§ **SHORT TASK**:
Where a line contains the word "screenshot", copy that line in full.

___

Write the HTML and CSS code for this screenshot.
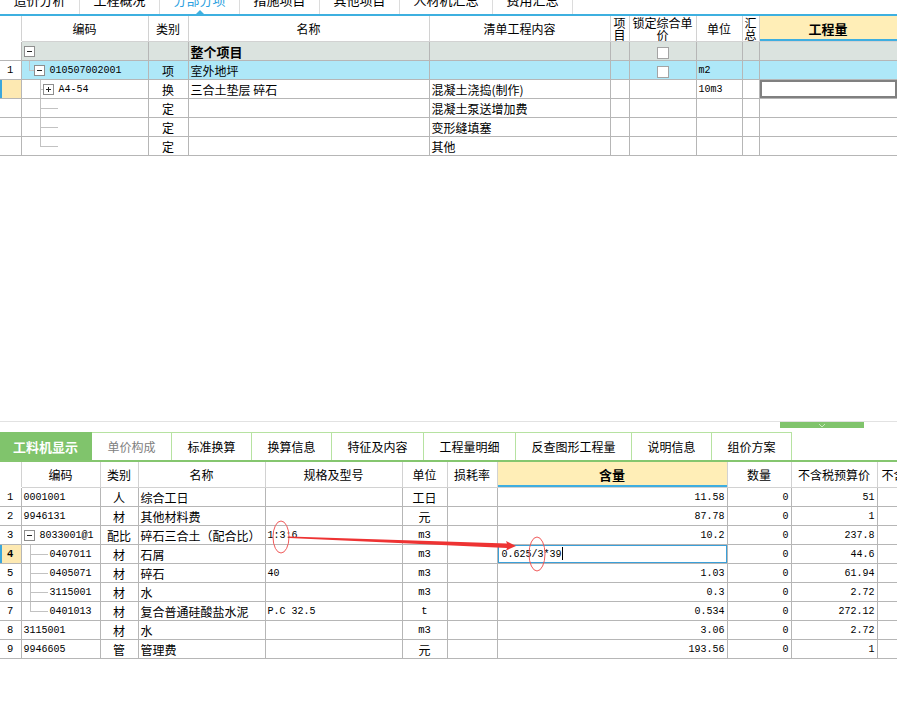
FILE: index.html
```html
<!DOCTYPE html>
<html lang="zh-CN">
<head>
  <meta charset="UTF-8" />
  <title>分部分项</title>
  <link rel="stylesheet" href="styles.css">
</head>
<body>

<!-- top tabs (page scrolled, only the lower half shows) -->
<div class="top-tabs">
  <div class="tab">造价分析</div>
  <div class="tab">工程概况</div>
  <div class="tab on">分部分项</div>
  <div class="tab">措施项目</div>
  <div class="tab">其他项目</div>
  <div class="tab">人材机汇总</div>
  <div class="tab">费用汇总</div>
</div>

<!-- upper grid: 清单 / 定额 -->
<table class="grid top">
  <colgroup>
    <col><col><col><col><col><col><col><col><col><col>
  </colgroup>
  <thead>
    <tr>
      <th class="blank"></th>
      <th>编码</th>
      <th>类别</th>
      <th>名称</th>
      <th>清单工程内容</th>
      <th class="narrow">项目</th>
      <th>锁定综合单价</th>
      <th>单位</th>
      <th class="narrow">汇总</th>
      <th class="hot">工程量</th>
    </tr>
  </thead>
  <tbody>
    <tr class="group">
      <td class="rn"></td>
      <td class="code"><div class="tree"><i class="box minus lead"></i></div></td>
      <td></td>
      <td class="bold">整个项目</td>
      <td></td>
      <td></td>
      <td class="mid"><i class="chk"></i></td>
      <td></td>
      <td></td>
      <td></td>
    </tr>
    <tr class="item">
      <td class="rn n">1</td>
      <td class="code"><div class="tree"><i class="elbow half e1"></i><i class="box minus"></i><span class="n label">010507002001</span></div></td>
      <td class="mid">项</td>
      <td>室外地坪</td>
      <td></td>
      <td></td>
      <td class="mid"><i class="chk"></i></td>
      <td class="n">m2</td>
      <td></td>
      <td></td>
    </tr>
    <tr>
      <td class="rn cur"></td>
      <td class="code"><div class="tree"><i class="elbow full e2"></i><i class="box plus"></i><span class="n label">A4-54</span></div></td>
      <td class="mid">换</td>
      <td>三合土垫层 碎石</td>
      <td>混凝土浇捣(制作)</td>
      <td></td>
      <td></td>
      <td class="n">10m3</td>
      <td></td>
      <td class="picked"></td>
    </tr>
    <tr>
      <td class="rn"></td>
      <td class="code"><div class="tree"><i class="elbow full e3"></i></div></td>
      <td class="mid">定</td>
      <td></td>
      <td>混凝土泵送增加费</td>
      <td></td><td></td><td></td><td></td><td></td>
    </tr>
    <tr>
      <td class="rn"></td>
      <td class="code"><div class="tree"><i class="elbow full e3"></i></div></td>
      <td class="mid">定</td>
      <td></td>
      <td>变形缝填塞</td>
      <td></td><td></td><td></td><td></td><td></td>
    </tr>
    <tr>
      <td class="rn"></td>
      <td class="code"><div class="tree"><i class="elbow half e3"></i></div></td>
      <td class="mid">定</td>
      <td></td>
      <td>其他</td>
      <td></td><td></td><td></td><td></td><td></td>
    </tr>
  </tbody>
</table>

<!-- splitter between the two panes -->
<div class="splitter"></div>
<div class="handle-row">
  <div class="handle">
    <svg width="8" height="5" viewBox="0 0 8 5"><polyline points="1,1 4,4 7,1" fill="none" stroke="#c9e8bd" stroke-width="1"/></svg>
  </div>
</div>

<!-- lower tabs -->
<div class="btabs">
  <div class="btab on">工料机显示</div>
  <div class="btab off">单价构成</div>
  <div class="btab">标准换算</div>
  <div class="btab">换算信息</div>
  <div class="btab">特征及内容</div>
  <div class="btab">工程量明细</div>
  <div class="btab">反查图形工程量</div>
  <div class="btab">说明信息</div>
  <div class="btab">组价方案</div>
</div>

<!-- lower grid: 工料机 -->
<div class="clip">
<table class="grid bottom">
  <colgroup>
    <col><col><col><col><col><col><col><col><col><col><col>
  </colgroup>
  <thead>
    <tr>
      <th class="blank"></th>
      <th>编码</th>
      <th>类别</th>
      <th>名称</th>
      <th>规格及型号</th>
      <th>单位</th>
      <th>损耗率</th>
      <th class="hot">含量</th>
      <th>数量</th>
      <th>不含税预算价</th>
      <th class="cut">不含税市场价</th>
    </tr>
  </thead>
  <tbody>
    <tr>
      <td class="rn n">1</td>
      <td class="n">0001001</td>
      <td class="mid">人</td>
      <td>综合工日</td>
      <td></td>
      <td class="mid">工日</td>
      <td></td>
      <td class="n r">11.58</td>
      <td class="n r">0</td>
      <td class="n r">51</td>
      <td></td>
    </tr>
    <tr>
      <td class="rn n">2</td>
      <td class="n">9946131</td>
      <td class="mid">材</td>
      <td>其他材料费</td>
      <td></td>
      <td class="mid">元</td>
      <td></td>
      <td class="n r">87.78</td>
      <td class="n r">0</td>
      <td class="n r">1</td>
      <td></td>
    </tr>
    <tr>
      <td class="rn n">3</td>
      <td class="code"><div class="tree"><i class="box minus lead"></i><span class="n label">8033001@1</span></div></td>
      <td class="mid">配比</td>
      <td>碎石三合土（配合比）</td>
      <td class="n">1:3:6</td>
      <td class="mid n">m3</td>
      <td></td>
      <td class="n r">10.2</td>
      <td class="n r">0</td>
      <td class="n r">237.8</td>
      <td></td>
    </tr>
    <tr>
      <td class="rn n cur strong">4</td>
      <td class="code"><div class="tree"><i class="elbow full e4"></i><span class="n label">0407011</span></div></td>
      <td class="mid">材</td>
      <td>石屑</td>
      <td></td>
      <td class="mid n">m3</td>
      <td></td>
      <td class="n editing">0.625/3*39<i class="caret"></i></td>
      <td class="n r">0</td>
      <td class="n r">44.6</td>
      <td></td>
    </tr>
    <tr>
      <td class="rn n">5</td>
      <td class="code"><div class="tree"><i class="elbow full e4"></i><span class="n label">0405071</span></div></td>
      <td class="mid">材</td>
      <td>碎石</td>
      <td class="n">40</td>
      <td class="mid n">m3</td>
      <td></td>
      <td class="n r">1.03</td>
      <td class="n r">0</td>
      <td class="n r">61.94</td>
      <td></td>
    </tr>
    <tr>
      <td class="rn n">6</td>
      <td class="code"><div class="tree"><i class="elbow full e4"></i><span class="n label">3115001</span></div></td>
      <td class="mid">材</td>
      <td>水</td>
      <td></td>
      <td class="mid n">m3</td>
      <td></td>
      <td class="n r">0.3</td>
      <td class="n r">0</td>
      <td class="n r">2.72</td>
      <td></td>
    </tr>
    <tr>
      <td class="rn n">7</td>
      <td class="code"><div class="tree"><i class="elbow half e4"></i><span class="n label">0401013</span></div></td>
      <td class="mid">材</td>
      <td>复合普通硅酸盐水泥</td>
      <td class="n">P.C 32.5</td>
      <td class="mid n">t</td>
      <td></td>
      <td class="n r">0.534</td>
      <td class="n r">0</td>
      <td class="n r">272.12</td>
      <td></td>
    </tr>
    <tr>
      <td class="rn n">8</td>
      <td class="n">3115001</td>
      <td class="mid">材</td>
      <td>水</td>
      <td></td>
      <td class="mid n">m3</td>
      <td></td>
      <td class="n r">3.06</td>
      <td class="n r">0</td>
      <td class="n r">2.72</td>
      <td></td>
    </tr>
    <tr>
      <td class="rn n">9</td>
      <td class="n">9946605</td>
      <td class="mid">管</td>
      <td>管理费</td>
      <td></td>
      <td class="mid">元</td>
      <td></td>
      <td class="n r">193.56</td>
      <td class="n r">0</td>
      <td class="n r">1</td>
      <td></td>
    </tr>
  </tbody>
</table>
</div>

<!-- red annotation drawn over the screenshot -->
<svg class="marks" width="897" height="704" viewBox="0 0 897 704">
  <ellipse cx="281" cy="537" rx="8" ry="16" fill="none" stroke="#f05a5a" stroke-width="1"/>
  <ellipse cx="537" cy="554" rx="8" ry="17" fill="none" stroke="#f05a5a" stroke-width="1"/>
  <polygon points="289,536.5 507,543.5 506,541 516,546 506,550.5 507,548 289,538" fill="#ee3333"/>
</svg>

</body>
</html>
```

FILE: styles.css
```css
body {
  margin: 0;
  width: 897px;
  height: 704px;
  overflow: hidden;
  position: relative;
  background: #fff;
  color: #000;
  font-family: "Noto Sans CJK SC", sans-serif;
  font-size: 12px;
}

/* top tab strip */
.top-tabs {
  display: flex;
  height: 28px;
  margin-top: -14px;
  border-bottom: 2px solid #3eb0e0;
}
.top-tabs .tab {
  position: relative;
  padding: 0 13.5px;
  line-height: 28px;
  font-size: 13px;
  border-right: 1px solid #dcdcdc;
}
.top-tabs .tab.on {
  color: #2b9fe0;
}
.top-tabs .tab.on::after {
  content: "";
  position: absolute;
  left: 50%;
  bottom: 0;
  margin-left: -4px;
  border: 4px solid transparent;
  border-top: 0;
  border-bottom-color: #3eb0e0;
}

/* grids */
.grid {
  border-collapse: collapse;
  table-layout: fixed;
}
.grid th {
  height: 25px;
  padding: 0;
  font-weight: normal;
  line-height: 12px;
  border: 1px solid #d2d2d2;
  border-top: 0;
  text-align: center;
}
.grid th.blank {
  border-left: 0;
  border-bottom-color: #fff;
}
.grid th.narrow {
  word-break: break-all;
}
.grid th.hot {
  background: #ffeeb7;
  font-weight: bold;
  font-size: 13px;
  box-shadow: inset 0 -2px #3eaee0;
}
.grid tbody tr {
  height: 19px;
}
.grid td {
  padding: 0 2px;
  line-height: 17px;
  border: 1px solid #b6b6b6;
  white-space: nowrap;
  overflow: hidden;
}
.grid td.rn {
  border-left: 0;
  text-align: center;
  background: #fff;
}
.grid td.cur {
  background: #fde9b2;
  box-shadow: inset 2px 0 #3ba7dc;
}
.grid td.strong {
  font-weight: bold;
}
.grid td.mid {
  text-align: center;
}
.grid td.r {
  text-align: right;
}
.grid td.bold {
  font-weight: bold;
  font-size: 13px;
}

.n {
  font-family: "Liberation Mono", "Noto Sans CJK SC", monospace;
  font-size: 10px;
}
.grid td.mid.n,
.grid td.rn.n {
  font-size: 10.5px;
}

.top col:nth-child(1) { width: 21px; }
.top col:nth-child(2) { width: 127px; }
.top col:nth-child(3) { width: 40px; }
.top col:nth-child(4) { width: 241px; }
.top col:nth-child(5) { width: 181px; }
.top col:nth-child(6) { width: 19px; }
.top col:nth-child(7) { width: 67px; }
.top col:nth-child(8) { width: 46px; }
.top col:nth-child(9) { width: 17px; }
.top col:nth-child(10) { width: 138px; }
.top {
  width: 897px;
}

.top tr.group td {
  background: #dbe3df;
}
.top tr.item td {
  background: #aee8f8;
}
.top tr.group td.rn,
.top tr.item td.rn {
  background: #fff;
}
.top td.picked {
  box-shadow: inset 0 0 0 2px #808080;
}

/* tree column */
.grid td.code {
  padding: 0;
}
.tree {
  display: flex;
  align-items: center;
  height: 18px;
}
.tree .label {
  margin-left: 5px;
}
.elbow {
  display: block;
  flex: none;
  align-self: stretch;
  background:
    linear-gradient(#c2c2c2, #c2c2c2) 0 0 / 1px 100% no-repeat,
    linear-gradient(#c2c2c2, #c2c2c2) 0 9px / 100% 1px no-repeat;
}
.elbow.half {
  background-size: 1px 10px, 100% 1px;
}
.e1 { margin-left: 7px; width: 5px; }
.e2 { margin-left: 18px; width: 3px; }
.e3 { margin-left: 18px; width: 18px; }
.e4 { margin-left: 8px; width: 18px; }
.tree .e4 + .label { margin-left: 2px; }

.box {
  display: block;
  flex: none;
  width: 9px;
  height: 9px;
  border: 1px solid #8e8e8e;
  background: #fff;
}
.box.lead {
  margin-left: 2px;
}
.box.minus {
  background: linear-gradient(#222, #222) center / 5px 1px no-repeat, #fff;
}
.box.plus {
  background:
    linear-gradient(#222, #222) center / 5px 1px no-repeat,
    linear-gradient(#222, #222) center / 1px 5px no-repeat,
    #fff;
}

.chk {
  display: inline-block;
  width: 10px;
  height: 10px;
  border: 1px solid #a4a4a4;
  background: #fff;
  vertical-align: middle;
}

/* splitter */
.splitter {
  height: 1px;
  margin-top: 265px;
  background: #e2e2e2;
}
.handle-row {
  display: flex;
  justify-content: flex-end;
  padding-right: 33px;
}
.handle {
  width: 84px;
  height: 6px;
  background: #80c46c;
  display: flex;
  justify-content: center;
  align-items: flex-end;
}
.handle svg {
  display: block;
}

/* lower tabs */
.btabs {
  display: flex;
  height: 28px;
  margin-top: 4px;
  border-bottom: 2px solid #85c66f;
}
.btab {
  padding: 0 15.5px;
  line-height: 27px;
  border: 1px solid #b6e2a1;
  border-bottom: 0;
  border-left: 0;
}
.btab.on {
  width: 92px;
  padding: 0;
  box-sizing: border-box;
  text-align: center;
  background: #80c46c;
  border-color: #80c46c;
  color: #fff;
  font-weight: bold;
  font-size: 13px;
}
.btab.off {
  color: #808080;
}

.clip {
  width: 897px;
  overflow: hidden;
}
.bottom {
  width: 937px;
}
.bottom col:nth-child(1) { width: 21px; }
.bottom col:nth-child(2) { width: 79px; }
.bottom col:nth-child(3) { width: 38px; }
.bottom col:nth-child(4) { width: 127px; }
.bottom col:nth-child(5) { width: 137px; }
.bottom col:nth-child(6) { width: 45px; }
.bottom col:nth-child(7) { width: 50px; }
.bottom col:nth-child(8) { width: 230px; }
.bottom col:nth-child(9) { width: 64px; }
.bottom col:nth-child(10) { width: 86px; }
.bottom col:nth-child(11) { width: 60px; }
.bottom th {
  height: 25px;
}
.bottom th.cut {
  text-align: left;
  padding-left: 4px;
  white-space: nowrap;
  overflow: hidden;
}
.bottom td.editing {
  padding-left: 4px;
  box-shadow: inset 0 0 0 1px #3a9fd8;
}
.caret {
  display: inline-block;
  width: 1px;
  height: 13px;
  background: #000;
  vertical-align: middle;
}

.marks {
  position: absolute;
  left: 0;
  top: 0;
  pointer-events: none;
}
```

___

§ **EXPECTED ANSWER**:
Write the HTML and CSS code for this screenshot.
<!-- red annotation drawn over the screenshot -->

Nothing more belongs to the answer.